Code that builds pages
● ● ●

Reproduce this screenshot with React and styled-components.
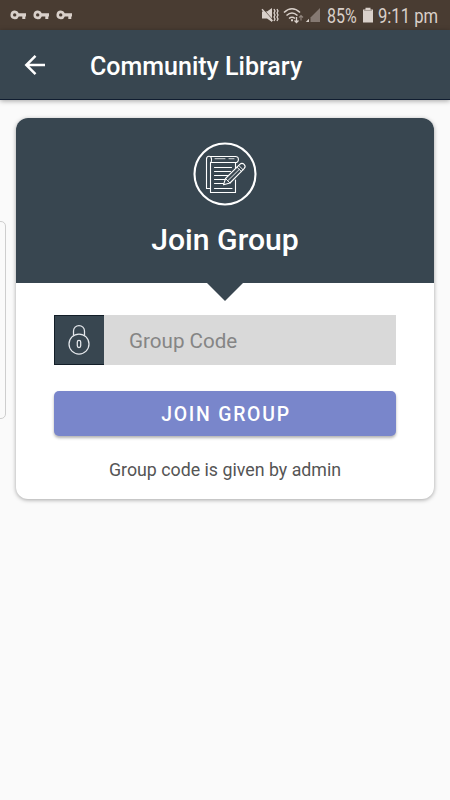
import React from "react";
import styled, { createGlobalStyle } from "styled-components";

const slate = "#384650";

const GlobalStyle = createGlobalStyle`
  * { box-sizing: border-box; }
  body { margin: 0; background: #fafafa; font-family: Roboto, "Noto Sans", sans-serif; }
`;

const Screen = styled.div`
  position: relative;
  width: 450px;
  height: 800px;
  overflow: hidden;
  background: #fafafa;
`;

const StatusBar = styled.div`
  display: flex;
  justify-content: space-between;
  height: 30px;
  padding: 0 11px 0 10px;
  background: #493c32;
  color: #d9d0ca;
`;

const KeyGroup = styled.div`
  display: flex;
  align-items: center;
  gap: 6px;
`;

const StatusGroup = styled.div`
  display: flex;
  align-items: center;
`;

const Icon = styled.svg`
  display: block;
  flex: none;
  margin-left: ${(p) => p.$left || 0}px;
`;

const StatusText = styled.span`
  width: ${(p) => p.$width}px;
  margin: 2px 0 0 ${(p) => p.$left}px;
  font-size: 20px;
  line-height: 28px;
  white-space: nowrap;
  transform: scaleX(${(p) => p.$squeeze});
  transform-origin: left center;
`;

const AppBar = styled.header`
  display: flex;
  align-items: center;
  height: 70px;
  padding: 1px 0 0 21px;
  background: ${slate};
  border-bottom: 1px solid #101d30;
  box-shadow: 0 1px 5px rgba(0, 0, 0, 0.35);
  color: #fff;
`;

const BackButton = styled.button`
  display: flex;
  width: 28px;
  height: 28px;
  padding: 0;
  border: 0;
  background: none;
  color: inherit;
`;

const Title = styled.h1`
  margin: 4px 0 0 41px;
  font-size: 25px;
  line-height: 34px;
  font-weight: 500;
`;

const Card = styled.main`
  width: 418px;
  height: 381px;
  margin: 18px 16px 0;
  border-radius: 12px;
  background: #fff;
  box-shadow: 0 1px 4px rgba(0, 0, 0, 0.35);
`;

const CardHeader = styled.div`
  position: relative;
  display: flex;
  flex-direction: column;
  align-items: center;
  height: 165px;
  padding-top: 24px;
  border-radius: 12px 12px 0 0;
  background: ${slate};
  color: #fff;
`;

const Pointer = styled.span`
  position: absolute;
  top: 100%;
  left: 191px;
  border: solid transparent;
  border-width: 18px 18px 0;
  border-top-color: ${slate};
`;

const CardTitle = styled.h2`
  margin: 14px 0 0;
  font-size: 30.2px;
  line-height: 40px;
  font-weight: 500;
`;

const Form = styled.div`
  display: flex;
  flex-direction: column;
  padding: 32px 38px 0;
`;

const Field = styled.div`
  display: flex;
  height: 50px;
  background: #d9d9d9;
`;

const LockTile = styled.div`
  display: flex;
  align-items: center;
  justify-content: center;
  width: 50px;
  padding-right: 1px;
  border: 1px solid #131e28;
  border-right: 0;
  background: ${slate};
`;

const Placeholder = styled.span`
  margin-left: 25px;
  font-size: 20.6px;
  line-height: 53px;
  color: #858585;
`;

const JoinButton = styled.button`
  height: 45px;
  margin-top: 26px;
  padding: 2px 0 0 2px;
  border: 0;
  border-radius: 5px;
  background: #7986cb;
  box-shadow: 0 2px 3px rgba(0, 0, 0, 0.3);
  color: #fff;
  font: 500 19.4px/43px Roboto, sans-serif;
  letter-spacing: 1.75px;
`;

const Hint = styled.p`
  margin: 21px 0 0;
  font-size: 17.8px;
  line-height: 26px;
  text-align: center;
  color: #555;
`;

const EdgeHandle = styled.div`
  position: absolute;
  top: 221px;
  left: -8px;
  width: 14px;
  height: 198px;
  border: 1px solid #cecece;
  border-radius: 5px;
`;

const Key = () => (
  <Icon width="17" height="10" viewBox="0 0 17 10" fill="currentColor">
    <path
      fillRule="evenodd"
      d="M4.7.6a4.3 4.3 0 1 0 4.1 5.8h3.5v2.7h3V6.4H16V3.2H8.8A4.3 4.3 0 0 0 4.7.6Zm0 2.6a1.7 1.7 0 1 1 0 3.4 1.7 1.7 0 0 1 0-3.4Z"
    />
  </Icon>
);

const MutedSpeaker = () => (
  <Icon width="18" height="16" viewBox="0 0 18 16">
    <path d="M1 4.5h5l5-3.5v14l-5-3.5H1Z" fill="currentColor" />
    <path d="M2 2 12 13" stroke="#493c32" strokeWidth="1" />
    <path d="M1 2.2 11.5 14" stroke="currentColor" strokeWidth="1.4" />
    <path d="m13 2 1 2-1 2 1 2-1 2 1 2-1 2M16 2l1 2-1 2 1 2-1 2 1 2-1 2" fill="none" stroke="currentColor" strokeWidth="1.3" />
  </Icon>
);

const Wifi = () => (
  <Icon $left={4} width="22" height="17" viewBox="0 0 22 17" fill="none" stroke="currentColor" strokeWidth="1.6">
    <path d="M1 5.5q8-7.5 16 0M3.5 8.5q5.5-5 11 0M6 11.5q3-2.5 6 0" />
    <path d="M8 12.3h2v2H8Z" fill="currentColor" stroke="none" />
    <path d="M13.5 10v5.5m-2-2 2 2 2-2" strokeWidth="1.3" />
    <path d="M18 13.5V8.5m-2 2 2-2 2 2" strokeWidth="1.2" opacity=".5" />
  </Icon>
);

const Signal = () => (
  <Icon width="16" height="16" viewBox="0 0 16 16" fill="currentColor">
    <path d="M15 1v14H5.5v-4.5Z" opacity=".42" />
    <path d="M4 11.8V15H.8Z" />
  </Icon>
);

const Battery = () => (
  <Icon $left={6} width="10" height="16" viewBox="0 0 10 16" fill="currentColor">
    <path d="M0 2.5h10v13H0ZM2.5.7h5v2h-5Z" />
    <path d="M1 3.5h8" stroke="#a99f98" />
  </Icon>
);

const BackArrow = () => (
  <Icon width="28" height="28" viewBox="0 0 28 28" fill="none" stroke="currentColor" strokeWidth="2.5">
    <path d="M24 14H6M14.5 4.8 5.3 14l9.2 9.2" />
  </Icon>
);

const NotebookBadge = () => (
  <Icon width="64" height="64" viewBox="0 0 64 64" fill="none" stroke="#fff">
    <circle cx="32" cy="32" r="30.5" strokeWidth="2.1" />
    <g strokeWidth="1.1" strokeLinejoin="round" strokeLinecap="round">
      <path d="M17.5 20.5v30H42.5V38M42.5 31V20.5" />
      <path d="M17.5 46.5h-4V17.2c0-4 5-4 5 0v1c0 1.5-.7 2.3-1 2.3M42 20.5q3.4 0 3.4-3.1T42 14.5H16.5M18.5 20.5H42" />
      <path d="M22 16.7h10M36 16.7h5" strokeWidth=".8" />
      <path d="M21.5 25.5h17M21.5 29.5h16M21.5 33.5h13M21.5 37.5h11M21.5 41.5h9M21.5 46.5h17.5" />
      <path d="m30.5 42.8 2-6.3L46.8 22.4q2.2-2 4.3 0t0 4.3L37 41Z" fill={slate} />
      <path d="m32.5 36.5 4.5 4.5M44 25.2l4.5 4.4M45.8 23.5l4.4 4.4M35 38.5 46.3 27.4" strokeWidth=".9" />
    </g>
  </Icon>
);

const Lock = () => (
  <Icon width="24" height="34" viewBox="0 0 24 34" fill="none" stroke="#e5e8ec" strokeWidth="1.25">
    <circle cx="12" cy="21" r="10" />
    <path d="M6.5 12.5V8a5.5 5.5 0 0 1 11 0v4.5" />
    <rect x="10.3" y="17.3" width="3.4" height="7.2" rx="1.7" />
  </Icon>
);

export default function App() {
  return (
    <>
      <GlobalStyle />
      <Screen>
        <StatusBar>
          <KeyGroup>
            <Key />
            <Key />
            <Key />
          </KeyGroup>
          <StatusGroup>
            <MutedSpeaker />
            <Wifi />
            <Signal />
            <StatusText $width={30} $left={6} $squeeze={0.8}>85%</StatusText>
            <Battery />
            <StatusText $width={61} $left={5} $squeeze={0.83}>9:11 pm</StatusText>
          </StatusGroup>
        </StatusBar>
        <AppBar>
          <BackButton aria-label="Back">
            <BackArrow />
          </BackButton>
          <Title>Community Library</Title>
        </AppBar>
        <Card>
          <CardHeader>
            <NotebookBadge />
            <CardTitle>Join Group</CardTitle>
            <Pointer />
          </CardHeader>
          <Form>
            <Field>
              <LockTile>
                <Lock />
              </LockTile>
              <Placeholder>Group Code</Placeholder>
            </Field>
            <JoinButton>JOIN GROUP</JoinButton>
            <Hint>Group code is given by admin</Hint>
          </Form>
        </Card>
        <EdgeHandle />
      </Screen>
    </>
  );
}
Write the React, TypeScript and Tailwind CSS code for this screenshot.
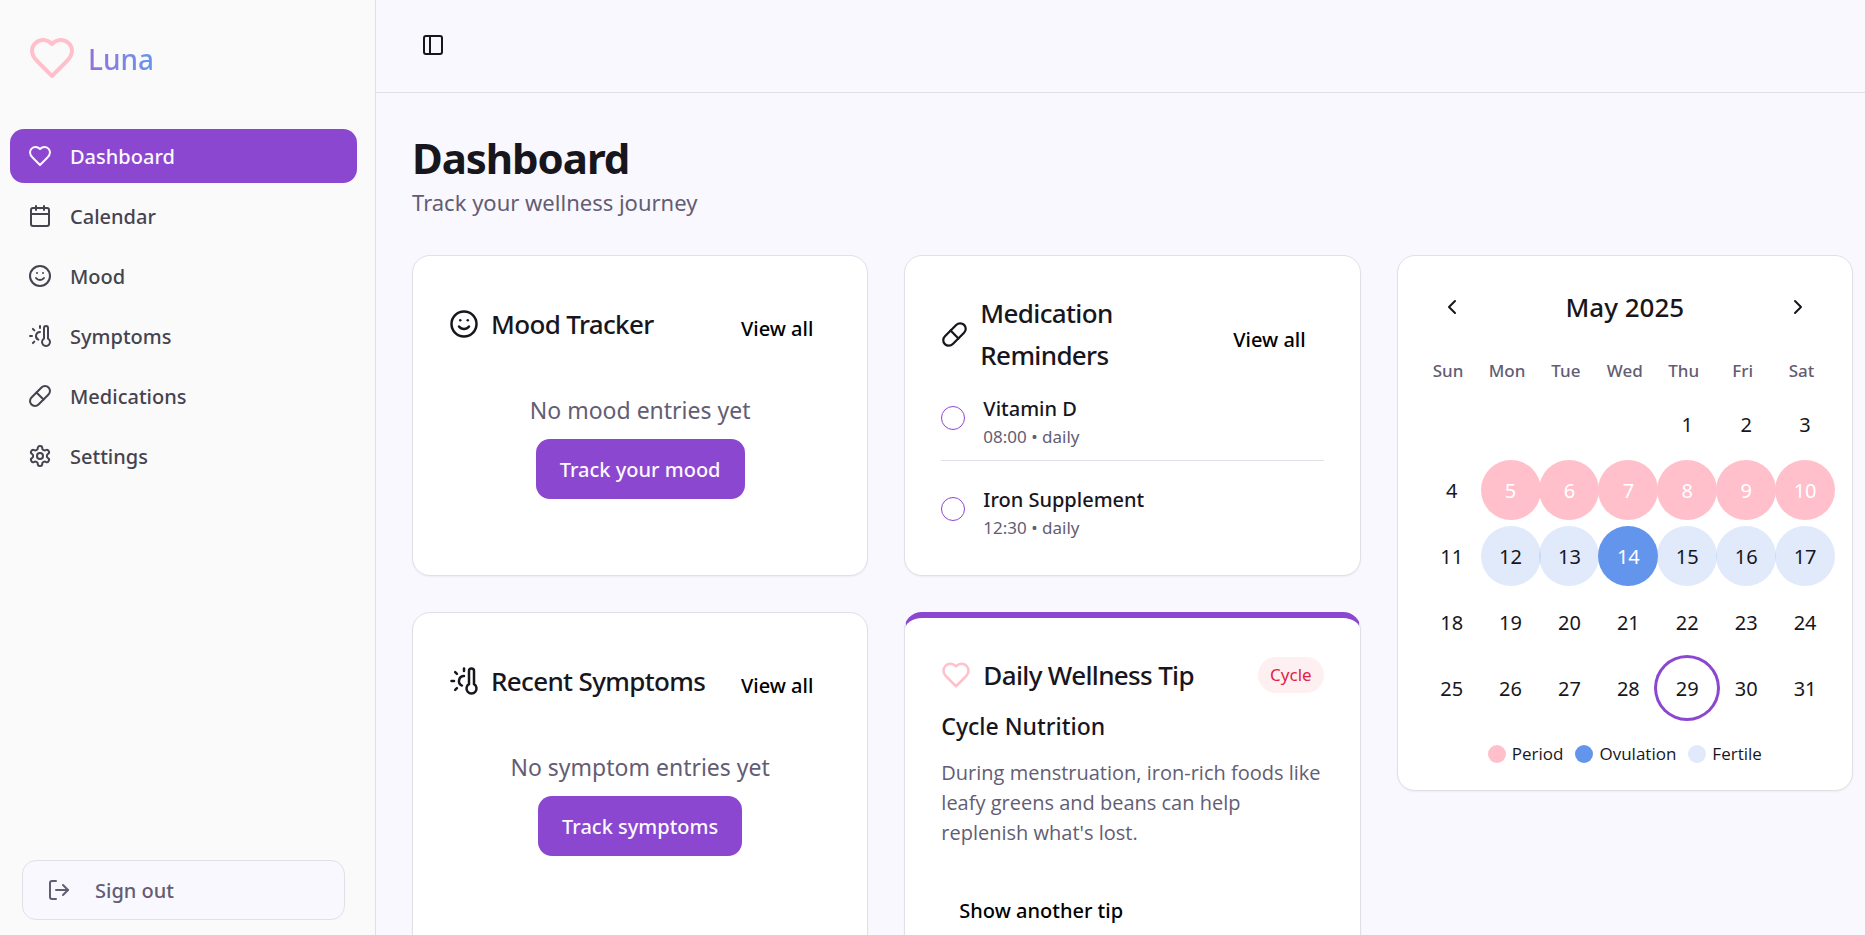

● ● ●

Locate each line with the word "React" and copy it.

• **ANSWER**:
Reproduce this screenshot with React and styled-components.
import React from "react";
Write the React, TypeScript and Tailwind CSS code for this screenshot.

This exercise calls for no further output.